┌──
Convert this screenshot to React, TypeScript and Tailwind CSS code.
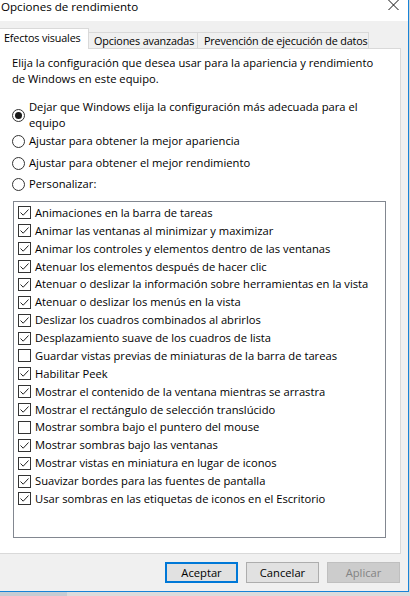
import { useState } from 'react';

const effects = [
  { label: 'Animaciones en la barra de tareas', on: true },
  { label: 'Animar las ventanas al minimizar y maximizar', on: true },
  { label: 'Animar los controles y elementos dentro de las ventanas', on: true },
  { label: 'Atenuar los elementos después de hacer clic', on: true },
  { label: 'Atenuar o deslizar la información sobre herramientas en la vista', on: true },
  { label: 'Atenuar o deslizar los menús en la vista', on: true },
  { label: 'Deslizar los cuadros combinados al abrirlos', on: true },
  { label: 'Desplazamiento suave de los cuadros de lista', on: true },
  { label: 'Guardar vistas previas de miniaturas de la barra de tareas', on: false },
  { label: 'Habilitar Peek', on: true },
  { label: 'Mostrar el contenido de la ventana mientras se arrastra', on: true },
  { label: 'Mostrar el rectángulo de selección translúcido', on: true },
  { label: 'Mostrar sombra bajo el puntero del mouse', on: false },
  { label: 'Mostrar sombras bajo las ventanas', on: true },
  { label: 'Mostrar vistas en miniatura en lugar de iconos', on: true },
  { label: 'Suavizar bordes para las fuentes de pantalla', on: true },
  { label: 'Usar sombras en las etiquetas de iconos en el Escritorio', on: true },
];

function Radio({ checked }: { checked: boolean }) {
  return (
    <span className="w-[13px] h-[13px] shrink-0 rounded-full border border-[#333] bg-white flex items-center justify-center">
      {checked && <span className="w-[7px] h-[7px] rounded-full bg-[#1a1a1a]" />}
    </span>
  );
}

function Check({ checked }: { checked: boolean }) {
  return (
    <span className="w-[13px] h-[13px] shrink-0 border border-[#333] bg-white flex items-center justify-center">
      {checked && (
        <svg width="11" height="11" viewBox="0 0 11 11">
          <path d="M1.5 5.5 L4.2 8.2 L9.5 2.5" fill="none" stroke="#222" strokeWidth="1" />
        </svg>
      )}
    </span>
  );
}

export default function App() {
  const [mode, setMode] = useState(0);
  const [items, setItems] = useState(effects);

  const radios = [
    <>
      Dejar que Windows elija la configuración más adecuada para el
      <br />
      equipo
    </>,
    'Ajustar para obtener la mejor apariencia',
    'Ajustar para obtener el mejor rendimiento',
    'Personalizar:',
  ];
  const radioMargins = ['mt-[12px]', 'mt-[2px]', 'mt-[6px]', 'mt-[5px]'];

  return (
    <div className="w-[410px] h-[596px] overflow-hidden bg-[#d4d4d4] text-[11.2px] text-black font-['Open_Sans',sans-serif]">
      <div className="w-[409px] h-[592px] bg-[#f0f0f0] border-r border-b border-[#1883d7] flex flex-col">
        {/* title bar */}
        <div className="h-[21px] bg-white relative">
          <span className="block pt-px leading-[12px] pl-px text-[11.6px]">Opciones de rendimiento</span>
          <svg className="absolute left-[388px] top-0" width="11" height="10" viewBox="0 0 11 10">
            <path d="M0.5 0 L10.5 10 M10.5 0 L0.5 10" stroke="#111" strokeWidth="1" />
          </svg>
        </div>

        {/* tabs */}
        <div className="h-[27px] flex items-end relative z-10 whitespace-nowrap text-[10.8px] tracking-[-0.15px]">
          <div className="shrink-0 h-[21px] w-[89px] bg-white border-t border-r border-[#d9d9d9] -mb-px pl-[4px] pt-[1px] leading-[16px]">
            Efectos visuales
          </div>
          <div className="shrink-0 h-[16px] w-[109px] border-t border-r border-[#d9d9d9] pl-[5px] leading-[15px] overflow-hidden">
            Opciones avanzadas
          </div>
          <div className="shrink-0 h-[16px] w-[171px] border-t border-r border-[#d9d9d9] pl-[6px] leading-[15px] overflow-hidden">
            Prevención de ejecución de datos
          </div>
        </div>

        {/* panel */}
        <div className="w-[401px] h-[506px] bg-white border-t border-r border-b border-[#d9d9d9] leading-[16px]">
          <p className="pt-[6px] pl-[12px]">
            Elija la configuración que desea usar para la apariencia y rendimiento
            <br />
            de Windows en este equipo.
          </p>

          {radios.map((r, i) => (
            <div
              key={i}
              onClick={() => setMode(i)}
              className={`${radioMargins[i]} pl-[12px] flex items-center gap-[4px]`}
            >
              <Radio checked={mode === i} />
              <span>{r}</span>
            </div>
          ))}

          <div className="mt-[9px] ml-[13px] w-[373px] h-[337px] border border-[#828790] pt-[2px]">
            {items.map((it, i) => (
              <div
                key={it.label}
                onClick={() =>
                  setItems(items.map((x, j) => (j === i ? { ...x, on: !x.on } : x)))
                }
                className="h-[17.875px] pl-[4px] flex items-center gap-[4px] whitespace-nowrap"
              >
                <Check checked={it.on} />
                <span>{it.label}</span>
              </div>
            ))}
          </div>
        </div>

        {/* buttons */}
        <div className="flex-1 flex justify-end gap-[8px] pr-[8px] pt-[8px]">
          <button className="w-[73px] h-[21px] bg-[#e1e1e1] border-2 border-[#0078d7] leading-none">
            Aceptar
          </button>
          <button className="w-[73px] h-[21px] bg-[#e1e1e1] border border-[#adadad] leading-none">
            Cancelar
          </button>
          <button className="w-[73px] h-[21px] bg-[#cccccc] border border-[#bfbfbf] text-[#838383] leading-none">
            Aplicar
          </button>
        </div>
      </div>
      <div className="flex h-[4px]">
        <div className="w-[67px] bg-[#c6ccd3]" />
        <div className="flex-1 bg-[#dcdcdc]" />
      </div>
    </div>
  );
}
└──
◆ What is expected ◆
Please write out all the data again word for word, but not the pictures.

◆ Exercise output ◆
Convert this screenshot to React, TypeScript and Tailwind CSS code.
import { useState } from 'react';

const effects = [
  { label: 'Animaciones en la barra de tareas', on: true },
  { label: 'Animar las ventanas al minimizar y maximizar', on: true },
  { label: 'Animar los controles y elementos dentro de las ventanas', on: true },
  { label: 'Atenuar los elementos después de hacer clic', on: true },
  { label: 'Atenuar o deslizar la información sobre herramientas en la vista', on: true },
  { label: 'Atenuar o deslizar los menús en la vista', on: true },
  { label: 'Deslizar los cuadros combinados al abrirlos', on: true },
  { label: 'Desplazamiento suave de los cuadros de lista', on: true },
  { label: 'Guardar vistas previas de miniaturas de la barra de tareas', on: false },
  { label: 'Habilitar Peek', on: true },
  { label: 'Mostrar el contenido de la ventana mientras se arrastra', on: true },
  { label: 'Mostrar el rectángulo de selección translúcido', on: true },
  { label: 'Mostrar sombra bajo el puntero del mouse', on: false },
  { label: 'Mostrar sombras bajo las ventanas', on: true },
  { label: 'Mostrar vistas en miniatura en lugar de iconos', on: true },
  { label: 'Suavizar bordes para las fuentes de pantalla', on: true },
  { label: 'Usar sombras en las etiquetas de iconos en el Escritorio', on: true },
];

function Radio({ checked }: { checked: boolean }) {
  return (
    <span className="w-[13px] h-[13px] shrink-0 rounded-full border border-[#333] bg-white flex items-center justify-center">
      {checked && <span className="w-[7px] h-[7px] rounded-full bg-[#1a1a1a]" />}
    </span>
  );
}

function Check({ checked }: { checked: boolean }) {
  return (
    <span className="w-[13px] h-[13px] shrink-0 border border-[#333] bg-white flex items-center justify-center">
      {checked && (
        <svg width="11" height="11" viewBox="0 0 11 11">
          <path d="M1.5 5.5 L4.2 8.2 L9.5 2.5" fill="none" stroke="#222" strokeWidth="1" />
        </svg>
      )}
    </span>
  );
}

export default function App() {
  const [mode, setMode] = useState(0);
  const [items, setItems] = useState(effects);

  const radios = [
    <>
      Dejar que Windows elija la configuración más adecuada para el
      <br />
      equipo
    </>,
    'Ajustar para obtener la mejor apariencia',
    'Ajustar para obtener el mejor rendimiento',
    'Personalizar:',
  ];
  const radioMargins = ['mt-[12px]', 'mt-[2px]', 'mt-[6px]', 'mt-[5px]'];

  return (
    <div className="w-[410px] h-[596px] overflow-hidden bg-[#d4d4d4] text-[11.2px] text-black font-['Open_Sans',sans-serif]">
      <div className="w-[409px] h-[592px] bg-[#f0f0f0] border-r border-b border-[#1883d7] flex flex-col">
        {/* title bar */}
        <div className="h-[21px] bg-white relative">
          <span className="block pt-px leading-[12px] pl-px text-[11.6px]">Opciones de rendimiento</span>
          <svg className="absolute left-[388px] top-0" width="11" height="10" viewBox="0 0 11 10">
            <path d="M0.5 0 L10.5 10 M10.5 0 L0.5 10" stroke="#111" strokeWidth="1" />
          </svg>
        </div>

        {/* tabs */}
        <div className="h-[27px] flex items-end relative z-10 whitespace-nowrap text-[10.8px] tracking-[-0.15px]">
          <div className="shrink-0 h-[21px] w-[89px] bg-white border-t border-r border-[#d9d9d9] -mb-px pl-[4px] pt-[1px] leading-[16px]">
            Efectos visuales
          </div>
          <div className="shrink-0 h-[16px] w-[109px] border-t border-r border-[#d9d9d9] pl-[5px] leading-[15px] overflow-hidden">
            Opciones avanzadas
          </div>
          <div className="shrink-0 h-[16px] w-[171px] border-t border-r border-[#d9d9d9] pl-[6px] leading-[15px] overflow-hidden">
            Prevención de ejecución de datos
          </div>
        </div>

        {/* panel */}
        <div className="w-[401px] h-[506px] bg-white border-t border-r border-b border-[#d9d9d9] leading-[16px]">
          <p className="pt-[6px] pl-[12px]">
            Elija la configuración que desea usar para la apariencia y rendimiento
            <br />
            de Windows en este equipo.
          </p>

          {radios.map((r, i) => (
            <div
              key={i}
              onClick={() => setMode(i)}
              className={`${radioMargins[i]} pl-[12px] flex items-center gap-[4px]`}
            >
              <Radio checked={mode === i} />
              <span>{r}</span>
            </div>
          ))}

          <div className="mt-[9px] ml-[13px] w-[373px] h-[337px] border border-[#828790] pt-[2px]">
            {items.map((it, i) => (
              <div
                key={it.label}
                onClick={() =>
                  setItems(items.map((x, j) => (j === i ? { ...x, on: !x.on } : x)))
                }
                className="h-[17.875px] pl-[4px] flex items-center gap-[4px] whitespace-nowrap"
              >
                <Check checked={it.on} />
                <span>{it.label}</span>
              </div>
            ))}
          </div>
        </div>

        {/* buttons */}
        <div className="flex-1 flex justify-end gap-[8px] pr-[8px] pt-[8px]">
          <button className="w-[73px] h-[21px] bg-[#e1e1e1] border-2 border-[#0078d7] leading-none">
            Aceptar
          </button>
          <button className="w-[73px] h-[21px] bg-[#e1e1e1] border border-[#adadad] leading-none">
            Cancelar
          </button>
          <button className="w-[73px] h-[21px] bg-[#cccccc] border border-[#bfbfbf] text-[#838383] leading-none">
            Aplicar
          </button>
        </div>
      </div>
      <div className="flex h-[4px]">
        <div className="w-[67px] bg-[#c6ccd3]" />
        <div className="flex-1 bg-[#dcdcdc]" />
      </div>
    </div>
  );
}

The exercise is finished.